There's also Wikipedia's approach to multilingual coordination, which (as best I can tell) is "put lots of links to variants in different languages and let people figure it out and hand-link it themselves." Weirdly enough, each language's wiki is completely separate from the rest, meaning I'd have to create a separate account to edit the Chinese and English wikipedias. I see the rationale behind the split for content organizing reasons, but the inability to merge different accounts must be annoying for frequent translators there.

But yes. I learned a ton, I had a lot of fun, I started flaking the rust off my high-level programming fingers again (resulting in painfully slow coding yesterday, but it's getting better) and I'm going back. Hopefully over time my helpfulness-output will start outweighing my asks-stupid-questions-that-take-time-to-answer input. Hurrah, laptops!


Katie Rivard said...

Okay, you could specify the format of the msgid and parse it to create a structural hierarchy, but... really, there must be a better way. Any ideas?

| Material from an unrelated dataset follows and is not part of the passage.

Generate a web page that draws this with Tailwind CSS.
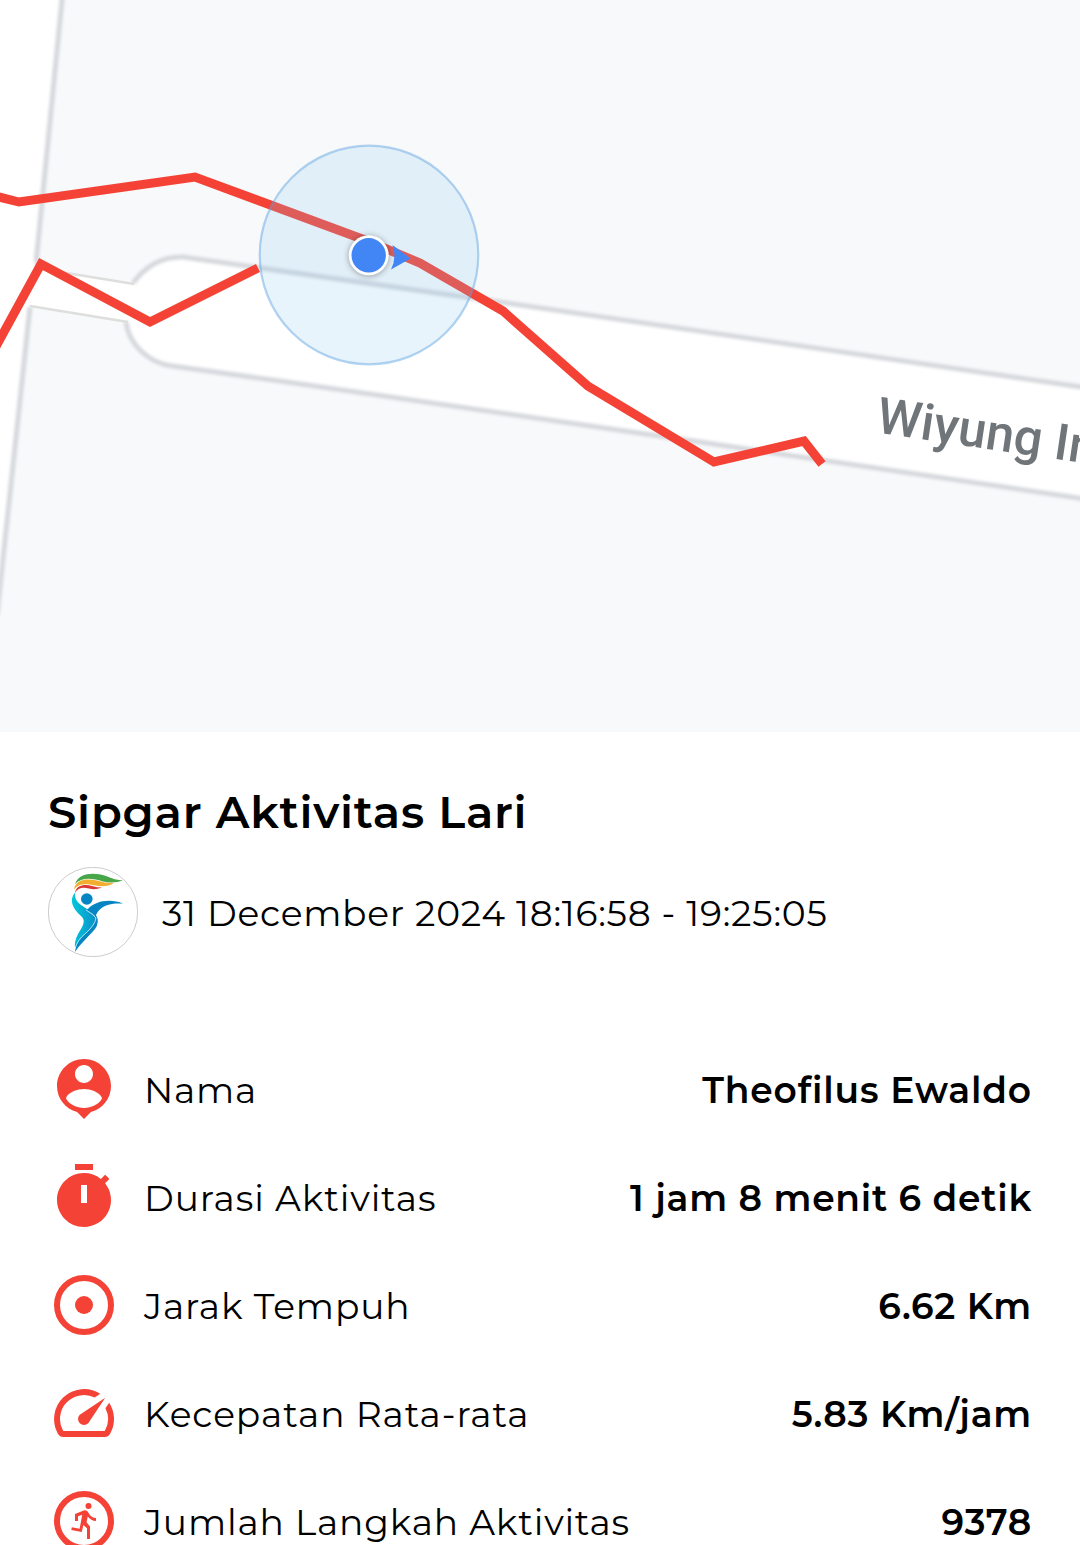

If you *were* going to structure the msgid, you might want to use quad trees. Which are really cool.

Mel said...

Cool! I've seen quadtrees (or quadtree-like objects) used in collision detection algorithms before, but had no idea they had a name. It would go a long way towards keeping the hierarchy from getting unbalanced.

I wonder whether any taxonomy of human knowledge can remain naturally balanced, though. Seems like information growth is a weirdly unpredictable organic thing that defies attempts to put it in boxes. Wikipedia is messy, but it works (and I think the messiness is a big part of why it works, but that's a different topic).